## PROBLEM STATEMENT:
All of the data below should be written out exactly.

---------- DATA SECTION ----------

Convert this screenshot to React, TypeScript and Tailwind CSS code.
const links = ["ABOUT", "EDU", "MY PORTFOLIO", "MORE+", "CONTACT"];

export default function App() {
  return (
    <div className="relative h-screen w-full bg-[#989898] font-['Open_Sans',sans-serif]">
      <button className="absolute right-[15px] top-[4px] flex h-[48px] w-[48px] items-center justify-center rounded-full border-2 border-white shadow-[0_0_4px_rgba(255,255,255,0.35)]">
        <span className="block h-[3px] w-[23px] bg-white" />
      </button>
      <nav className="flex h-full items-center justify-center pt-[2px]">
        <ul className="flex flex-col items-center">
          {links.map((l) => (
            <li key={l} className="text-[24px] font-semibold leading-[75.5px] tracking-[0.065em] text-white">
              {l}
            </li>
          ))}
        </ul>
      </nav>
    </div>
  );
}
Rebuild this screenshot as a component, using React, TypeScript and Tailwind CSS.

----------

## RESULT:
Convert this screenshot to React, TypeScript and Tailwind CSS code.
const links = ["ABOUT", "EDU", "MY PORTFOLIO", "MORE+", "CONTACT"];

export default function App() {
  return (
    <div className="relative h-screen w-full bg-[#989898] font-['Open_Sans',sans-serif]">
      <button className="absolute right-[15px] top-[4px] flex h-[48px] w-[48px] items-center justify-center rounded-full border-2 border-white shadow-[0_0_4px_rgba(255,255,255,0.35)]">
        <span className="block h-[3px] w-[23px] bg-white" />
      </button>
      <nav className="flex h-full items-center justify-center pt-[2px]">
        <ul className="flex flex-col items-center">
          {links.map((l) => (
            <li key={l} className="text-[24px] font-semibold leading-[75.5px] tracking-[0.065em] text-white">
              {l}
            </li>
          ))}
        </ul>
      </nav>
    </div>
  );
}
Rebuild this screenshot as a component, using React, TypeScript and Tailwind CSS.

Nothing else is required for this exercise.